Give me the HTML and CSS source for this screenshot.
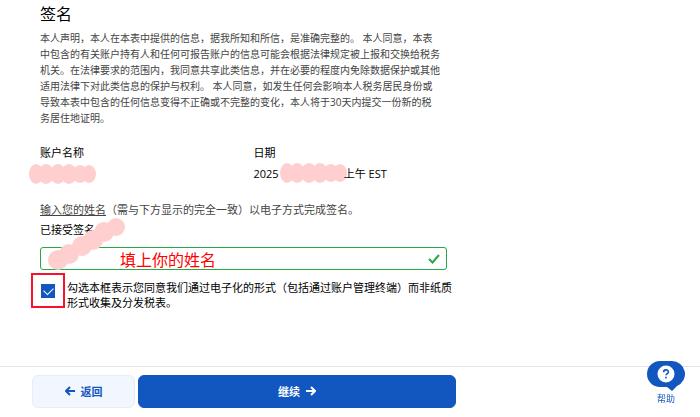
FILE: index.html
```html
<!doctype html>
<html lang="zh-CN">

<head>
<meta charset="utf-8">
<title>签名</title>
<link rel="stylesheet" href="styles.css">
</head>

<body>

<main class="content">
	<h1 class="title">签名</h1>
	<p class="statement">
		本人声明，本人在本表中提供的信息，据我所知和所信，是准确完整的。 本人同意，本表<br>
		中包含的有关账户持有人和任何可报告账户的信息可能会根据法律规定被上报和交换给税务<br>
		机关。在法律要求的范围内，我同意共享此类信息，并在必要的程度内免除数据保护或其他<br>
		适用法律下对此类信息的保护与权利。 本人同意，如发生任何会影响本人税务居民身份或<br>
		导致本表中包含的任何信息变得不正确或不完整的变化，本人将于30天内提交一份新的税<br>
		务居住地证明。
	</p>

	<dl class="details">
		<div>
			<dt>账户名称</dt>
			<dd>
				<svg class="smudge smudge-name" width="67" height="20" viewBox="0 0 67 20" aria-hidden="true">
					<ellipse cx="7" cy="10" rx="7" ry="10"/><ellipse cx="17" cy="10" rx="8" ry="10"/><ellipse cx="29" cy="10" rx="8" ry="10"/><ellipse cx="40" cy="10" rx="8" ry="10"/><ellipse cx="51" cy="10" rx="8" ry="9"/><ellipse cx="60" cy="10" rx="7" ry="9"/>
				</svg>
			</dd>
		</div>
		<div>
			<dt>日期</dt>
			<dd>
				2025
				<svg class="smudge smudge-date" width="67" height="20" viewBox="0 0 67 20" aria-hidden="true">
					<ellipse cx="7" cy="10" rx="7" ry="10"/><ellipse cx="17" cy="10" rx="8" ry="10"/><ellipse cx="29" cy="10" rx="8" ry="10"/><ellipse cx="40" cy="10" rx="8" ry="10"/><ellipse cx="51" cy="10" rx="8" ry="9"/><ellipse cx="60" cy="10" rx="7" ry="9"/>
				</svg>
				<span>上午 EST</span>
			</dd>
		</div>
	</dl>

	<p class="hint"><u>输入您的姓名</u>（需与下方显示的完全一致）以电子方式完成签名。</p>
	<div class="sign">
		<label class="sign-label" for="signature">已接受签名:</label>
		<div class="field">
			<input type="text" id="signature" class="sign-input" value="填上你的姓名">
			<svg class="valid" width="12" height="10" viewBox="0 0 12 10" aria-hidden="true"><path d="M1 5l3.5 3.5L11 1"/></svg>
		</div>
		<svg class="smudge smudge-sign" width="78" height="54" viewBox="0 0 78 54" aria-hidden="true">
			<circle cx="10" cy="43" r="10"/><circle cx="21" cy="37" r="10"/><circle cx="34" cy="29" r="10"/><circle cx="45" cy="23" r="10"/><circle cx="56" cy="15" r="10"/><circle cx="68" cy="10" r="9"/>
		</svg>
	</div>

	<div class="consent">
		<span class="marker"><input type="checkbox" id="consent" class="checkbox" checked></span>
		<label for="consent">勾选本框表示您同意我们通过电子化的形式（包括通过账户管理终端）而非纸质<br>形式收集及分发税表。</label>
	</div>
</main>

<footer class="footer">
	<button type="button" class="btn back">
		<svg width="10" height="10" viewBox="0 0 10 10" aria-hidden="true"><path d="M10 5H1M5 1L1 5l4 4"/></svg>
		返回
	</button>
	<button type="button" class="btn next">
		继续
		<svg width="10" height="10" viewBox="0 0 10 10" aria-hidden="true"><path d="M0 5h9M5 1l4 4-4 4"/></svg>
	</button>
</footer>

<a href="#" class="help">
	<svg width="38" height="30" viewBox="0 0 38 30" aria-hidden="true">
		<path class="bubble" d="M13 0h12a13 13 0 0 1 5 25L25 30l-5-4h-7A13 13 0 0 1 13 0z"/>
		<circle cx="19" cy="13" r="8.5"/>
		<path class="mark" d="M16.6 11.2c0-3 4.8-3 4.8-.3 0 1.7-2.4 1.7-2.4 3.4M19 15.8v1.6"/>
	</svg>
	帮助
</a>

</body>

</html>
```

FILE: styles.css
```css
* {
	box-sizing:border-box;
}
body {
	display:flex;
	flex-direction:column;
	min-height:100vh;
	margin:0;
	font-family:"Open Sans","Noto Sans CJK SC",sans-serif;
	font-size:11px;
	line-height:16px;
	background-color:#fff;
	color:#000;
}
.content {
	flex:1;
	width:100%;
	max-width:447px;
	padding:3px 0 0 40px;
}
.title {
	margin:0 0 5px;
	font-size:16px;
	line-height:22px;
	font-weight:normal;
}
.statement {
	margin:0 0 19px;
	font-size:10px;
	color:#444;
	white-space:nowrap;
}
.details {
	display:grid;
	grid-template-columns:1fr 1fr;
	gap:20px;
	margin:0 0 17px;
}
.details > div {
	display:flex;
	flex-direction:column;
	gap:2px;
}
.details dd {
	display:flex;
	align-items:center;
	height:22px;
	margin:0;
}
.smudge {
	fill:#ffcfcf;
}
.smudge-name {
	margin-left:-11px;
}
.smudge-date {
	margin:0 -3px 3px 1px;
}
.hint {
	margin:0 0 4px;
	color:#444;
	white-space:nowrap;
}
.sign {
	position:relative;
}
.sign-label {
	display:block;
	margin-bottom:9px;
}
.smudge-sign {
	position:absolute;
	left:8px;
	top:-5px;
}
.field {
	display:flex;
	align-items:center;
}
.sign-input {
	flex:1;
	min-width:0;
	height:23px;
	padding:0 30px 0 79px;
	border:1px solid #28a745;
	border-radius:3px;
	font-family:inherit;
	font-size:16px;
	color:#f00;
	background-color:#fff;
}
.valid {
	margin:0 7px 0 -19px;
	fill:none;
	stroke:#28a745;
	stroke-width:2;
}
.consent {
	display:flex;
	gap:2px;
	margin:3px 0 0 -9px;
	line-height:15px;
	white-space:nowrap;
}
.consent label {
	padding-top:7px;
}
.marker {
	display:flex;
	flex-shrink:0;
	align-items:center;
	justify-content:center;
	width:34px;
	height:35px;
	border:2px solid #f5122d;
}
.checkbox {
	appearance:none;
	width:14px;
	height:14px;
	margin:0;
	background:#1157bf;
}
.checkbox:checked {
	display:grid;
	place-items:center;
}
.checkbox:checked::before {
	content:"";
	width:8px;
	height:5px;
	margin-bottom:2px;
	border:solid #fff;
	border-width:0 0 1px 1px;
	transform:rotate(-45deg);
}
.footer {
	display:flex;
	gap:3px;
	max-width:100%;
	padding:8px 244px 9px 32px;
	border-top:1px solid #e3e4e6;
}
.btn {
	display:flex;
	align-items:center;
	justify-content:center;
	gap:6px;
	height:33px;
	padding:0 0 2px;
	border:1px solid #1157bf;
	border-radius:6px;
	font-family:inherit;
	font-size:11px;
	font-weight:bold;
}
.btn svg {
	fill:none;
	stroke:currentColor;
	stroke-width:2;
}
.back {
	width:103px;
	border-color:#e5edfb;
	background-color:#f2f6fe;
	color:#1157bf;
}
.next {
	flex:1;
	background-color:#1157bf;
	color:#fff;
}
.help {
	position:fixed;
	right:15px;
	bottom:11px;
	display:flex;
	flex-direction:column;
	align-items:center;
	font-size:9px;
	line-height:15px;
	color:#1157bf;
	text-decoration:none;
}
.help .bubble {
	fill:#1157bf;
}
.help circle {
	fill:#fff;
}
.help .mark {
	fill:none;
	stroke:#1157bf;
	stroke-width:1.6;
}
```
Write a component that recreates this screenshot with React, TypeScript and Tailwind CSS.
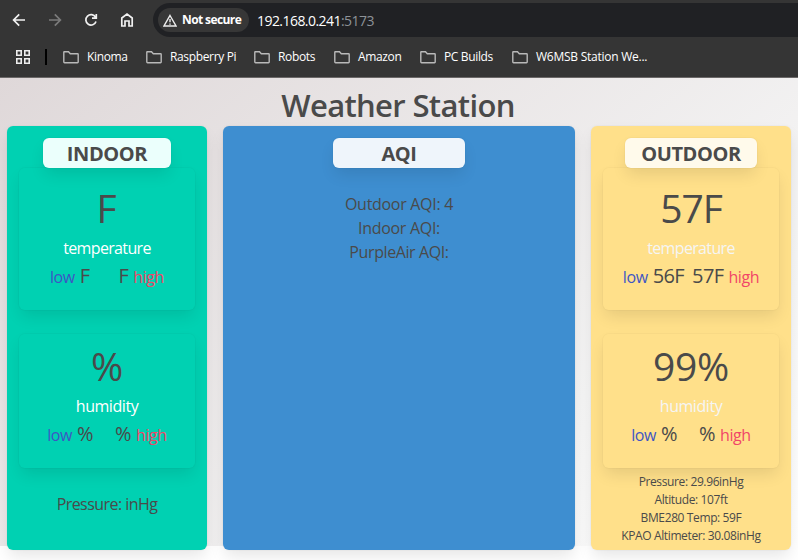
import type { ReactNode } from 'react';

const boxShadow = 'shadow-[0_8px_16px_-2px_rgba(10,10,10,0.1),0_0_0_1px_rgba(10,10,10,0.02)]';

function Folder() {
  return (
    <svg width="16" height="13" viewBox="0 0 16 13" fill="none" stroke="#b9b9b9" strokeWidth="1.4" className="shrink-0">
      <path d="M.8 10.8V1.2Q.8.8 1.2.8H5.5L7.3 2.8H14.6Q15.2 2.8 15.2 3.4V11Q15.2 11.7 14.5 11.7H1.5Q.8 11.7.8 10.8Z" />
    </svg>
  );
}

function Bookmark({ label, box, text }: { label: string; box: string; text: string }) {
  return (
    <div className={`flex items-center gap-2 whitespace-nowrap ${box}`}>
      <Folder />
      <span className={`text-[12px] leading-4 text-white ${text}`}>{label}</span>
    </div>
  );
}

function Browser() {
  return (
    <header className="h-[78px] border-b border-[#6b6868] bg-[#353535]">
      <div className="flex h-10 items-center">
        <svg width="153" height="34" viewBox="0 3 153 34" fill="none" stroke="#f1f1f1" strokeWidth="1.7">
          <path d="M25 20H14M19.2 14.3L13.6 20L19.2 25.7" />
          <path stroke="#7b7b7b" d="M49 20H60M54.8 14.3L60.4 20L54.8 25.7" />
          <path d="M95.6 17.3A5.2 5.2 0 1 0 96 21.5M96.3 14V18.2H92" />
          <path d="M121.8 26V18L127 14L132.2 18V26H129V21H125V26Z" />
        </svg>
        <div className="flex h-[34px] flex-1 items-center rounded-l-full bg-[#202124] pl-[5px]">
          <div className="flex h-6 w-[91px] items-center gap-[5px] rounded-full bg-[#373737] pl-[5px]">
            <svg width="14" height="13" viewBox="0 0 14 13" fill="none" stroke="#ededed" strokeWidth="1.4">
              <path d="M7 1.5L13 12H1Z" />
              <path d="M7 5V8.3M7 9.4V10.7" />
            </svg>
            <span className="whitespace-nowrap text-[12px] font-bold tracking-[-0.6px] text-white">Not secure</span>
          </div>
          <span className="ml-2 text-[14px] tracking-[-0.55px] text-white">
            192.168.0.241<span className="text-[#8d9297]">:5173</span>
          </span>
        </div>
      </div>
      <div className="flex h-[34px] items-center pl-4">
        <svg width="14" height="14" viewBox="0 0 14 14" fill="none" stroke="#ededed" strokeWidth="1.6">
          <path d="M.8.8H5.2V5.2H.8ZM8.8.8H13.2V5.2H8.8ZM.8 8.8H5.2V13.2H.8ZM8.8 8.8H13.2V13.2H8.8Z" />
        </svg>
        <i className="ml-[15px] h-4 w-[2px] bg-black" />
        <div className="ml-4 flex">
          <Bookmark label="Kinoma" box="w-[83px]" text="tracking-[-0.35px]" />
          <Bookmark label="Raspberry Pi" box="w-[108px]" text="tracking-[-0.35px]" />
          <Bookmark label="Robots" box="w-[80px]" text="tracking-[-0.35px]" />
          <Bookmark label="Amazon" box="w-[86px]" text="tracking-[-0.35px]" />
          <Bookmark label="PC Builds" box="w-[92px]" text="tracking-[-0.35px]" />
          <Bookmark label="W6MSB Station We..." box="w-[140px]" text="tracking-[-0.25px]" />
        </div>
      </div>
    </header>
  );
}

function Badge({ children, className }: { children: ReactNode; className: string }) {
  return (
    <h2 className={`relative z-10 mx-auto flex h-[30px] items-center justify-center rounded-[6px] pt-px text-[20px] font-bold leading-none ${boxShadow} ${className}`}>
      {children}
    </h2>
  );
}

type ReadingProps = { value: string; valueText: string; label: string; low: string; high: string; gap: string; className: string; labelText: string };

function Reading({ value, valueText, label, low, high, gap, className, labelText }: ReadingProps) {
  return (
    <div className={`flex flex-col items-center whitespace-nowrap rounded-[6px] ${boxShadow} ${className}`}>
      <div className={`h-[54px] text-[39px] font-normal leading-[52px] ${valueText}`}>{value}</div>
      <div className={`h-6 text-[16px] leading-6 ${labelText}`}>{label}</div>
      <div className={`flex h-8 items-baseline leading-8 ${gap}`}>
        <span className="text-[16px] tracking-[-0.4px]">
          <span className="mr-[5px] text-[#3e56c4]">low</span>
          <span className="text-[20px] tracking-[-0.6px]">{low}</span>
        </span>
        <span className="text-[16px] tracking-[-0.4px]">
          <span className="mr-[5px] text-[20px] tracking-[-0.6px]">{high}</span>
          <span className="text-[#f14668]">high</span>
        </span>
      </div>
    </div>
  );
}

export default function App() {
  return (
    <div className="h-[560px] w-[798px] overflow-hidden bg-white font-['Open_Sans','Noto_Sans',sans-serif] text-[#4a4a4a]">
      <Browser />
      <main className="h-[468px] bg-[linear-gradient(141deg,#dfd8d9_0%,whitesmoke_71%,white_100%)] pl-[7px]">
        <h1 className="flex h-12 w-[782px] items-center justify-center pt-[7px] text-[31px] font-semibold tracking-[-0.65px]">Weather Station</h1>
        <div className="flex gap-4">
          <section className={`h-[424px] w-[200px] rounded-[6px] bg-[#00d1b2] px-3 pt-3 ${boxShadow}`}>
            <Badge className="w-32 bg-[#ebfffc] tracking-[-0.4px]">INDOOR</Badge>
            <Reading value="F" valueText="pr-px" label="temperature" low="F" high="F" gap="gap-[29px]" className="h-[142px] pt-[14px]" labelText="tracking-[-0.65px] text-white" />
            <Reading value="%" valueText="" label="humidity" low="%" high="%" gap="gap-[22px]" className="mt-6 h-[134px] pt-[6px]" labelText="tracking-[-0.45px] text-white" />
            <p className="mt-6 text-center text-[16px] leading-6 tracking-[-0.55px]">Pressure: inHg</p>
          </section>
          <section className={`h-[424px] w-[352px] rounded-[6px] bg-[#3e8ed0] pt-3 ${boxShadow}`}>
            <Badge className="w-[132px] bg-[#eff5fb] tracking-[-0.4px]">AQI</Badge>
            <div className="mt-6 text-center text-[16px] leading-6">
              <p className="tracking-[-0.3px]">Outdoor AQI: 4</p>
              <p className="tracking-[-0.3px]">Indoor AQI:</p>
              <p className="tracking-[-0.4px]">PurpleAir AQI:</p>
            </div>
          </section>
          <section className={`h-[424px] w-[200px] rounded-[6px] bg-[#ffe08a] px-3 pt-3 ${boxShadow}`}>
            <Badge className="w-[132px] bg-[#fffaeb] tracking-[-0.45px]">OUTDOOR</Badge>
            <Reading value="57F" valueText="tracking-[-1.1px]" label="temperature" low="56F" high="57F" gap="gap-[8px]" className="h-[142px] pt-[14px]" labelText="tracking-[-0.65px] text-[#f5f5f5]" />
            <Reading value="99%" valueText="tracking-[-0.3px]" label="humidity" low="%" high="%" gap="gap-[22px]" className="mt-6 h-[134px] pt-[6px]" labelText="tracking-[-0.45px] text-[#f5f5f5]" />
            <div className="mt-[5px] text-center text-[12px] leading-[18px] tracking-[-0.38px]">
              <p>Pressure: 29.96inHg</p>
              <p>Altitude: 107ft</p>
              <p>BME280 Temp: 59F</p>
              <p>KPAO Altimeter: 30.08inHg</p>
            </div>
          </section>
        </div>
      </main>
    </div>
  );
}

GIVEN TASK: Look for the word "screenshot" in every line of the listing and copy the lines that have it.

ANSWER TO THIS TASK:
Give me the HTML and CSS source for this screenshot.
Write a component that recreates this screenshot with React, TypeScript and Tailwind CSS.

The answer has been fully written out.